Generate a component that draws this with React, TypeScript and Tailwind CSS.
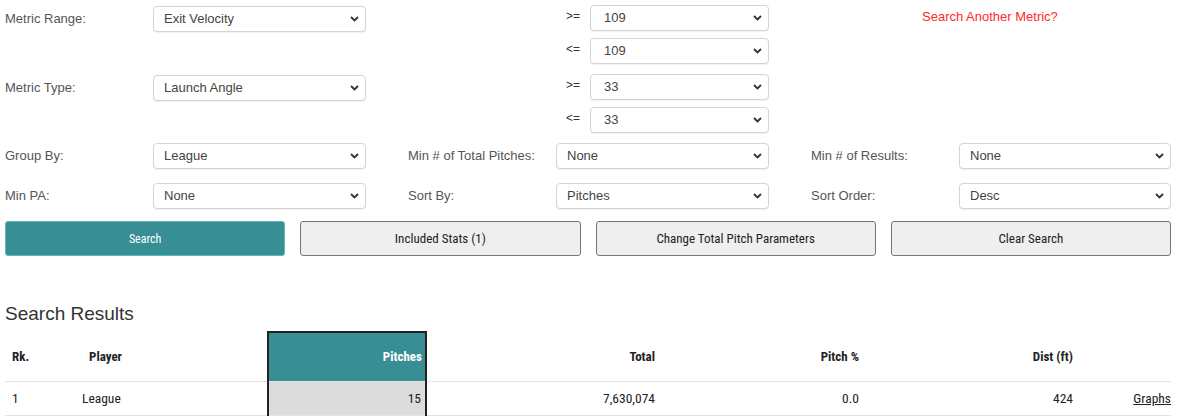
import { ReactNode } from "react";

const labelFont = { fontFamily: '"Liberation Sans", Arial, sans-serif' };
const condFont = {
  fontFamily: '"Roboto Condensed", "Liberation Sans Narrow", "DejaVu Sans Condensed", sans-serif',
};

const Chevron = () => (
  <svg
    className="pointer-events-none absolute right-[7px] top-1/2 -translate-y-1/2"
    width="9"
    height="6"
    viewBox="0 0 9 6"
  >
    <path d="M1 1l3.5 3.5L8 1" fill="none" stroke="#333" strokeWidth="1.8" />
  </svg>
);

const Select = ({
  value,
  width,
  indent = "pl-[10px]",
}: {
  value: string;
  width: string;
  indent?: string;
}) => (
  <div className={`relative ${width} h-[26px]`}>
    <select
      defaultValue={value}
      className={`block h-full w-full appearance-none rounded-[4px] border border-[#d4d4d4] bg-white ${indent} text-[13px] text-[#444] shadow-[0_1px_1px_rgba(0,0,0,0.06)] outline-none`}
      style={labelFont}
    >
      <option>{value}</option>
    </select>
    <Chevron />
  </div>
);

const Label = ({ children }: { children: ReactNode }) => (
  <div
    className="flex h-[26px] w-[148px] shrink-0 items-center text-[13px] text-[#555]"
    style={labelFont}
  >
    {children}
  </div>
);

const Field = ({ label, value }: { label: string; value: string }) => (
  <div className="flex w-[403px]">
    <Label>{label}</Label>
    <Select value={value} width="w-[213px]" />
  </div>
);

const Bound = ({ op, value }: { op: string; value: string }) => (
  <div className="flex h-[26px] w-[213px]">
    <span
      className="w-[34px] pl-[10px] pt-[5px] text-[12px] leading-none text-[#333]"
      style={labelFont}
    >
      {op}
    </span>
    <Select value={value} width="w-[179px]" indent="pl-[13px]" />
  </div>
);

const RangeRow = ({
  label,
  value,
  low,
  high,
  aside,
}: {
  label: string;
  value: string;
  low: string;
  high: string;
  aside?: ReactNode;
}) => (
  <div className="flex h-[59px]">
    <div className="w-[403px] pt-px">
      <Field label={label} value={value} />
    </div>
    <div className="flex w-[403px]">
      <div className="w-[148px]" />
      <div className="flex flex-col gap-[7px]">
        <Bound op=">=" value={low} />
        <Bound op="<=" value={high} />
      </div>
    </div>
    <div className="w-[360px]">{aside}</div>
  </div>
);

const Button = ({ children, primary }: { children: ReactNode; primary?: boolean }) => (
  <button
    className={
      primary
        ? "h-[35px] flex-1 rounded-[3px] border border-[#59bcc4] bg-[#388e95] text-[12px] text-white"
        : "h-[35px] flex-1 rounded-[3px] border border-[#767676] bg-[#efefef] text-[13px] text-[#222]"
    }
    style={condFont}
  >
    {children}
  </button>
);

export default function App() {
  return (
    <div className="ml-[5px] w-[1166px] bg-white pt-[5px]">
      <RangeRow
        label="Metric Range:"
        value="Exit Velocity"
        low="109"
        high="109"
        aside={
          <a
            className="block pl-[111px] pt-[2px] text-[13px] text-[#ff2a2a]"
            style={labelFont}
          >
            Search Another Metric?
          </a>
        }
      />
      <div className="mt-[10px]">
        <RangeRow label="Metric Type:" value="Launch Angle" low="33" high="33" />
      </div>

      <div className="mt-[10px] flex">
        <Field label="Group By:" value="League" />
        <Field label="Min # of Total Pitches:" value="None" />
        <div className="flex">
          <Label>Min # of Results:</Label>
          <Select value="None" width="w-[212px]" />
        </div>
      </div>
      <div className="mt-[14px] flex">
        <Field label="Min PA:" value="None" />
        <Field label="Sort By:" value="Pitches" />
        <div className="flex">
          <Label>Sort Order:</Label>
          <Select value="Desc" width="w-[212px]" />
        </div>
      </div>

      <div className="mt-[12px] flex gap-[15px]">
        <Button primary>Search</Button>
        <Button>Included Stats (1)</Button>
        <Button>Change Total Pitch Parameters</Button>
        <Button>Clear Search</Button>
      </div>

      <h2 className="mt-[47px] text-[19px] leading-[22px] text-[#333]" style={labelFont}>
        Search Results
      </h2>

      <table className="mt-[6px] w-full border-collapse text-[13px] text-[#222]" style={condFont}>
        <thead>
          <tr className="h-[49px] border-b border-[#e3e3e3] font-bold">
            <th className="w-[65px] pl-[7px] text-left">Rk.</th>
            <th className="w-[198px] pl-[19px] text-left">Player</th>
            <th className="w-[158px] border-x-2 border-t-2 border-[#222] bg-[#388e95] pr-[3px] text-right text-white">
              Pitches
            </th>
            <th className="w-[229px] text-right">Total</th>
            <th className="w-[204px] text-right">Pitch %</th>
            <th className="w-[214px] text-right">Dist (ft)</th>
            <th></th>
          </tr>
        </thead>
        <tbody className="text-[13.5px]">
          <tr className="h-[34px] border-b border-[#e3e3e3]">
            <td className="pl-[7px]">1</td>
            <td className="pl-[12px]">League</td>
            <td className="border-x-2 border-[#222] bg-[#dcdcdc] pr-[4px] text-right">15</td>
            <td className="text-right">7,630,074</td>
            <td className="text-right">0.0</td>
            <td className="text-right">424</td>
            <td className="text-right">
              <a className="underline">Graphs</a>
            </td>
          </tr>
        </tbody>
      </table>
    </div>
  );
}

○ ○ ○

All the lines above are to be given again exactly as they read, with the pictures removed.

- **THE ANSWER**:
Generate a component that draws this with React, TypeScript and Tailwind CSS.
import { ReactNode } from "react";

const labelFont = { fontFamily: '"Liberation Sans", Arial, sans-serif' };
const condFont = {
  fontFamily: '"Roboto Condensed", "Liberation Sans Narrow", "DejaVu Sans Condensed", sans-serif',
};

const Chevron = () => (
  <svg
    className="pointer-events-none absolute right-[7px] top-1/2 -translate-y-1/2"
    width="9"
    height="6"
    viewBox="0 0 9 6"
  >
    <path d="M1 1l3.5 3.5L8 1" fill="none" stroke="#333" strokeWidth="1.8" />
  </svg>
);

const Select = ({
  value,
  width,
  indent = "pl-[10px]",
}: {
  value: string;
  width: string;
  indent?: string;
}) => (
  <div className={`relative ${width} h-[26px]`}>
    <select
      defaultValue={value}
      className={`block h-full w-full appearance-none rounded-[4px] border border-[#d4d4d4] bg-white ${indent} text-[13px] text-[#444] shadow-[0_1px_1px_rgba(0,0,0,0.06)] outline-none`}
      style={labelFont}
    >
      <option>{value}</option>
    </select>
    <Chevron />
  </div>
);

const Label = ({ children }: { children: ReactNode }) => (
  <div
    className="flex h-[26px] w-[148px] shrink-0 items-center text-[13px] text-[#555]"
    style={labelFont}
  >
    {children}
  </div>
);

const Field = ({ label, value }: { label: string; value: string }) => (
  <div className="flex w-[403px]">
    <Label>{label}</Label>
    <Select value={value} width="w-[213px]" />
  </div>
);

const Bound = ({ op, value }: { op: string; value: string }) => (
  <div className="flex h-[26px] w-[213px]">
    <span
      className="w-[34px] pl-[10px] pt-[5px] text-[12px] leading-none text-[#333]"
      style={labelFont}
    >
      {op}
    </span>
    <Select value={value} width="w-[179px]" indent="pl-[13px]" />
  </div>
);

const RangeRow = ({
  label,
  value,
  low,
  high,
  aside,
}: {
  label: string;
  value: string;
  low: string;
  high: string;
  aside?: ReactNode;
}) => (
  <div className="flex h-[59px]">
    <div className="w-[403px] pt-px">
      <Field label={label} value={value} />
    </div>
    <div className="flex w-[403px]">
      <div className="w-[148px]" />
      <div className="flex flex-col gap-[7px]">
        <Bound op=">=" value={low} />
        <Bound op="<=" value={high} />
      </div>
    </div>
    <div className="w-[360px]">{aside}</div>
  </div>
);

const Button = ({ children, primary }: { children: ReactNode; primary?: boolean }) => (
  <button
    className={
      primary
        ? "h-[35px] flex-1 rounded-[3px] border border-[#59bcc4] bg-[#388e95] text-[12px] text-white"
        : "h-[35px] flex-1 rounded-[3px] border border-[#767676] bg-[#efefef] text-[13px] text-[#222]"
    }
    style={condFont}
  >
    {children}
  </button>
);

export default function App() {
  return (
    <div className="ml-[5px] w-[1166px] bg-white pt-[5px]">
      <RangeRow
        label="Metric Range:"
        value="Exit Velocity"
        low="109"
        high="109"
        aside={
          <a
            className="block pl-[111px] pt-[2px] text-[13px] text-[#ff2a2a]"
            style={labelFont}
          >
            Search Another Metric?
          </a>
        }
      />
      <div className="mt-[10px]">
        <RangeRow label="Metric Type:" value="Launch Angle" low="33" high="33" />
      </div>

      <div className="mt-[10px] flex">
        <Field label="Group By:" value="League" />
        <Field label="Min # of Total Pitches:" value="None" />
        <div className="flex">
          <Label>Min # of Results:</Label>
          <Select value="None" width="w-[212px]" />
        </div>
      </div>
      <div className="mt-[14px] flex">
        <Field label="Min PA:" value="None" />
        <Field label="Sort By:" value="Pitches" />
        <div className="flex">
          <Label>Sort Order:</Label>
          <Select value="Desc" width="w-[212px]" />
        </div>
      </div>

      <div className="mt-[12px] flex gap-[15px]">
        <Button primary>Search</Button>
        <Button>Included Stats (1)</Button>
        <Button>Change Total Pitch Parameters</Button>
        <Button>Clear Search</Button>
      </div>

      <h2 className="mt-[47px] text-[19px] leading-[22px] text-[#333]" style={labelFont}>
        Search Results
      </h2>

      <table className="mt-[6px] w-full border-collapse text-[13px] text-[#222]" style={condFont}>
        <thead>
          <tr className="h-[49px] border-b border-[#e3e3e3] font-bold">
            <th className="w-[65px] pl-[7px] text-left">Rk.</th>
            <th className="w-[198px] pl-[19px] text-left">Player</th>
            <th className="w-[158px] border-x-2 border-t-2 border-[#222] bg-[#388e95] pr-[3px] text-right text-white">
              Pitches
            </th>
            <th className="w-[229px] text-right">Total</th>
            <th className="w-[204px] text-right">Pitch %</th>
            <th className="w-[214px] text-right">Dist (ft)</th>
            <th></th>
          </tr>
        </thead>
        <tbody className="text-[13.5px]">
          <tr className="h-[34px] border-b border-[#e3e3e3]">
            <td className="pl-[7px]">1</td>
            <td className="pl-[12px]">League</td>
            <td className="border-x-2 border-[#222] bg-[#dcdcdc] pr-[4px] text-right">15</td>
            <td className="text-right">7,630,074</td>
            <td className="text-right">0.0</td>
            <td className="text-right">424</td>
            <td className="text-right">
              <a className="underline">Graphs</a>
            </td>
          </tr>
        </tbody>
      </table>
    </div>
  );
}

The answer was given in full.